• [Objective]:
Using the data beneath, show every line that includes the word "with".

• [Supplied material]:
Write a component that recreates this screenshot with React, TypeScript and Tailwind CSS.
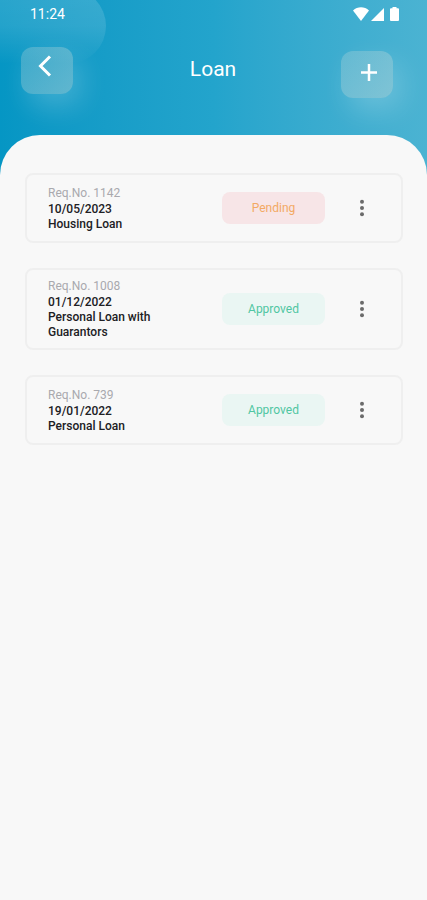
import React from "react";

type Status = "Pending" | "Approved";

interface LoanRequest {
  id: number;
  date: string;
  title: string;
  status: Status;
}

const requests: LoanRequest[] = [
  { id: 1142, date: "10/05/2023", title: "Housing Loan", status: "Pending" },
  { id: 1008, date: "01/12/2022", title: "Personal Loan with Guarantors", status: "Approved" },
  { id: 739, date: "19/01/2022", title: "Personal Loan", status: "Approved" },
];

const badgeStyles: Record<Status, string> = {
  Pending: "bg-[#f7e5e7] text-[#f3a964]",
  Approved: "bg-[#eaf6f3] text-[#50c6a2]",
};

function StatusBar() {
  return (
    <div className="flex h-7 items-center justify-between pr-7 pl-[30px]">
      <span className="text-sm">11:24</span>
      <div className="flex items-center gap-[2px]">
        <svg width="16" height="14" viewBox="0 0 16 14" fill="currentColor" aria-hidden="true">
          <path d="M0 3.4C4.5-.8 11.500-.8 16 3.400L8 14z" />
        </svg>
        <svg width="13" height="13" viewBox="0 0 13 13" fill="currentColor" aria-hidden="true">
          <path d="M13 0v13H0z" />
        </svg>
        <svg className="ml-1" width="9" height="14" viewBox="0 0 9 14" fill="currentColor" aria-hidden="true">
          <path d="M2.500 0h4v1.200H8q1 0 1 1V13q0 1-1 1H1q-1 0-1-1V2.200q0-1 1-1h1.500z" />
        </svg>
      </div>
    </div>
  );
}

function Header() {
  return (
    <header className="relative h-44 overflow-hidden bg-linear-to-r from-[#0596c4] via-[#23a4cc] to-[#4bb3d2] text-white">
      <div className="absolute -top-3 -left-8 h-[76px] w-[138px] rounded-[38px] bg-linear-to-b from-white/15 via-white/12 to-white/0" />
      <div className="relative">
        <StatusBar />
        <div className="grid grid-cols-[1fr_auto_1fr] items-start pt-[19px] pr-[34px] pl-[21px]">
          <button
            type="button"
            aria-label="Back"
            className="flex h-[47px] w-[52px] items-start justify-center rounded-xl bg-linear-to-br from-[#d5e0dc]/25 to-[#d5e0dc]/40 pt-2 pr-1 shadow-[8px_12px_28px_rgba(255,255,255,0.2)]"
          >
            <svg width="14" height="22" viewBox="0 0 14 22" fill="none" stroke="currentColor" strokeWidth="3" aria-hidden="true">
              <path d="M12 1.500 2.500 11l9.500 9.500" />
            </svg>
          </button>
          <h1 className="pt-2 pl-3 text-[21px] leading-7">Loan</h1>
          <button
            type="button"
            aria-label="Add loan request"
            className="mt-1 flex h-[47px] w-[52px] items-start justify-center justify-self-end rounded-xl bg-linear-to-br from-[#d5e0dc]/25 to-[#d5e0dc]/40 pt-[13px] pl-1 shadow-[8px_12px_28px_rgba(255,255,255,0.2)]"
          >
            <svg width="16" height="17" viewBox="0 0 16 17" fill="none" stroke="currentColor" strokeWidth="2.500" aria-hidden="true">
              <path d="M8 0v17M0 8.500h16" />
            </svg>
          </button>
        </div>
      </div>
    </header>
  );
}

function LoanCard({ request }: { request: LoanRequest }) {
  return (
    <li className="flex min-h-[70px] items-center rounded-lg border-2 border-[#efefef] py-2 pr-[27px] pl-[21px]">
      <div className="min-w-0 flex-1">
        <p className="text-xs leading-[17px] text-[#a9a9ae]">Req.No. {request.id}</p>
        <p className="text-xs leading-[15px] font-medium text-[#202024]">{request.date}</p>
        <h2 className="max-w-[120px] text-xs leading-[15px] font-medium text-[#202024]">{request.title}</h2>
      </div>
      <span
        className={`flex h-8 w-[103px] items-center justify-center rounded-lg text-xs ${badgeStyles[request.status]}`}
      >
        {request.status}
      </span>
      <button
        type="button"
        aria-label={`Options for request ${request.id}`}
        className="ml-[25px] flex h-8 w-6 items-center justify-center text-[#6b6b6b]"
      >
        <svg width="4" height="18" viewBox="0 0 4 18" fill="currentColor" aria-hidden="true">
          <circle cx="2" cy="2.700" r="2" />
          <circle cx="2" cy="9" r="2" />
          <circle cx="2" cy="15.300" r="2" />
        </svg>
      </button>
    </li>
  );
}

export default function App() {
  return (
    <div className="flex min-h-screen flex-col bg-[#f8f8f8] font-[Roboto,sans-serif]">
      <Header />
      <main className="relative -mt-[41px] flex-1 rounded-t-[40px] bg-[#f8f8f8] pt-[38px] pr-6 pb-6 pl-[25px]">
        <ul className="flex flex-col gap-[25px]">
          {requests.map((request) => (
            <LoanCard key={request.id} request={request} />
          ))}
        </ul>
      </main>
    </div>
  );
}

• [Answer to this exercise]:
Write a component that recreates this screenshot with React, TypeScript and Tailwind CSS.
  { id: 1008, date: "01/12/2022", title: "Personal Loan with Guarantors", status: "Approved" },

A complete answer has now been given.